- Is it absolutely necessary to install the dummy tessdata language
files in order for tesseract to run? Can the tessdata directory be left
empty in an initial install. Attempting to install real tessdata files
via an RPM package produces an error along the lines of "files already
installed and I'm not overwriting them". Using the -force option works
but isn't optimal.
- Are all the various *.a, *.h and *.ccp files installed necessary for
normal operation of tesseract, or could some be considered 'development
' files that could be separated into a tesseract-devel RPM? You can see
I'm no C programmer.
- The tesseract-2.00-eng.tar.gz packages (and presumably the other
language data packs) untar to a "tessdata" directory, which breaks the
rpmbuild process because of the change in directory name (tesseract ->
tessdata). There may be a way of fiddling this in the spec file, but do
the developers have any issues with me renaming tessdata packages along
these lines:
tesseract-2.00-eng(.tar.gz) -> tessdata-eng-2.00(.rpm)
- I'd like to include a useful man page on usage - any tips on where I
could find some up to date info to flesh this out?
- Finally, any other tips/comments/suggestions regarding tesseract and
RPM packages?
When I have quality packages available I am of course happy to share!
Thanks
Mick
With a bit more research I have answered some of these myself:
> - Is it absolutely necessary to install the dummy tessdata language
> files in order for tesseract to run? Can the tessdata directory be left
> empty in an initial install. Attempting to install real tessdata files
> via an RPM package produces an error along the lines of "files already
> installed and I'm not overwriting them". Using the -force option works
> but isn't optimal.
>
I'm now using %pre and %postun (pre install and post uninstall scripts)
in the RPM spec file to move the original files out of the way on
installation of real tessdata RPM, and back again if it is uninstalled.

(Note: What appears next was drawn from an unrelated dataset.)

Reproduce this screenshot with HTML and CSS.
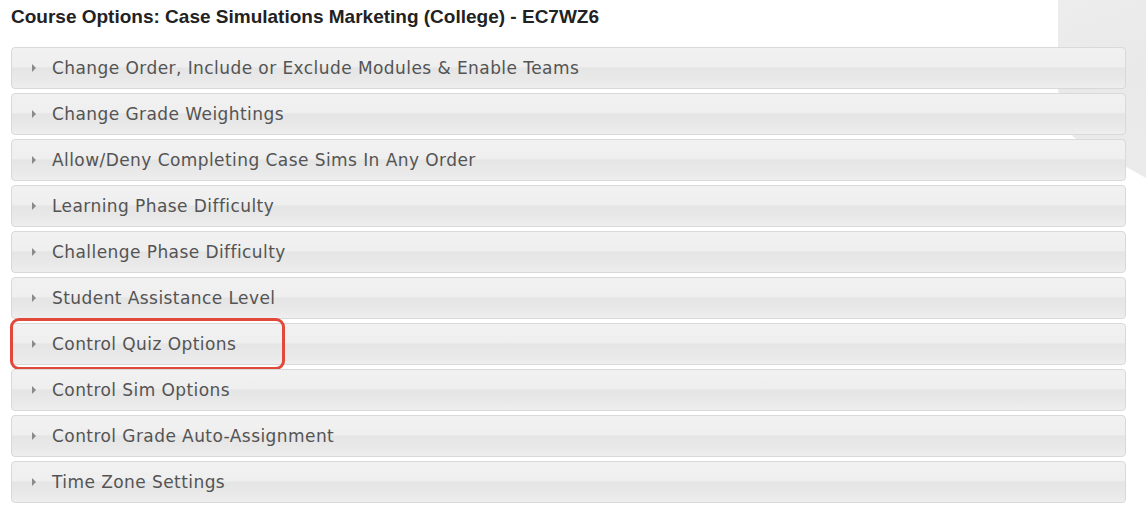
FILE: index.html
```html
<!DOCTYPE html>
<html lang="en">
<head>
  <meta charset="UTF-8" />
  <title>Course Options</title>
  <link rel="stylesheet" href="styles.css">
</head>
<body>

  <div class="backdrop"></div>

  <div class="page">
    <h1 class="page-title">Course Options: Case Simulations Marketing (College) - EC7WZ6</h1>

    <div class="accordion">
      <div class="acc-header"><span class="arrow"></span>Change Order, Include or Exclude Modules &amp; Enable Teams</div>
      <div class="acc-header"><span class="arrow"></span>Change Grade Weightings</div>
      <div class="acc-header"><span class="arrow"></span>Allow/Deny Completing Case Sims In Any Order</div>
      <div class="acc-header"><span class="arrow"></span>Learning Phase Difficulty</div>
      <div class="acc-header"><span class="arrow"></span>Challenge Phase Difficulty</div>
      <div class="acc-header"><span class="arrow"></span>Student Assistance Level</div>
      <div class="acc-header highlighted"><span class="arrow"></span>Control Quiz Options<span class="callout"></span></div>
      <div class="acc-header"><span class="arrow"></span>Control Sim Options</div>
      <div class="acc-header"><span class="arrow"></span>Control Grade Auto-Assignment</div>
      <div class="acc-header"><span class="arrow"></span>Time Zone Settings</div>
    </div>
  </div>

</body>
</html>
```

FILE: styles.css
```css
body {
  margin: 0;
  background: #fff;
  font-family: "DejaVu Sans", Verdana, sans-serif;
  overflow: hidden;
}

.backdrop {
  position: absolute;
  top: 0;
  right: 0;
  width: 88px;
  height: 180px;
  background: linear-gradient(160deg, #ededed 0%, #e9e9e9 45%, #ebebeb 100%);
  clip-path: polygon(0 0, 100% 0, 100% 178px, 15px 137px, 0 90px);
}

.page {
  position: relative;
  padding: 0 20px 0 11px;
}

.page-title {
  margin: 0;
  padding-top: 6px;
  height: 47px;
  box-sizing: border-box;
  font-family: "Liberation Sans", Arial, sans-serif;
  font-size: 19px;
  font-weight: bold;
  color: #222;
}

.accordion {
  display: flex;
  flex-direction: column;
  gap: 4px;
}

.acc-header {
  position: relative;
  display: flex;
  align-items: center;
  height: 42px;
  box-sizing: border-box;
  padding-left: 20px;
  border: 1px solid #d9d9d9;
  border-radius: 4px;
  background: linear-gradient(to bottom, #f1f1f1 0%, #efefef 47%, #e5e5e5 50%, #e9e9e9 80%, #eeeeee 100%);
  color: #545454;
  font-size: 17px;
  letter-spacing: 0.43px;
  cursor: pointer;
}

.arrow {
  width: 0;
  height: 0;
  margin-right: 16px;
  border-top: 4px solid transparent;
  border-bottom: 4px solid transparent;
  border-left: 4px solid #8a8a8a;
}

.callout {
  position: absolute;
  left: -2px;
  top: -6px;
  width: 275px;
  height: 52px;
  box-sizing: border-box;
  border: 3px solid #e2493b;
  border-radius: 9px;
}
```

> - The tesseract-2.00-eng.tar.gz packages (and presumably the other
> language data packs) untar to a "tessdata" directory, which breaks the
> rpmbuild process because of the change in directory name (tesseract ->
> tessdata). There may be a way of fiddling this in the spec file, but do
> the developers have any issues with me renaming tessdata packages along
> these lines:
>
> tesseract-2.00-eng(.tar.gz) -> tessdata-eng-2.00(.rpm)
>
The broken rpmbuild process can be fixed with an "-n" option to %prep in
the spec file.
I'm still going with the modified package name.
The other questions are still standing at this stage! :-)
Mick
Mick
So I'm good now, but I'll try your packages when I next get a chance!
Thanks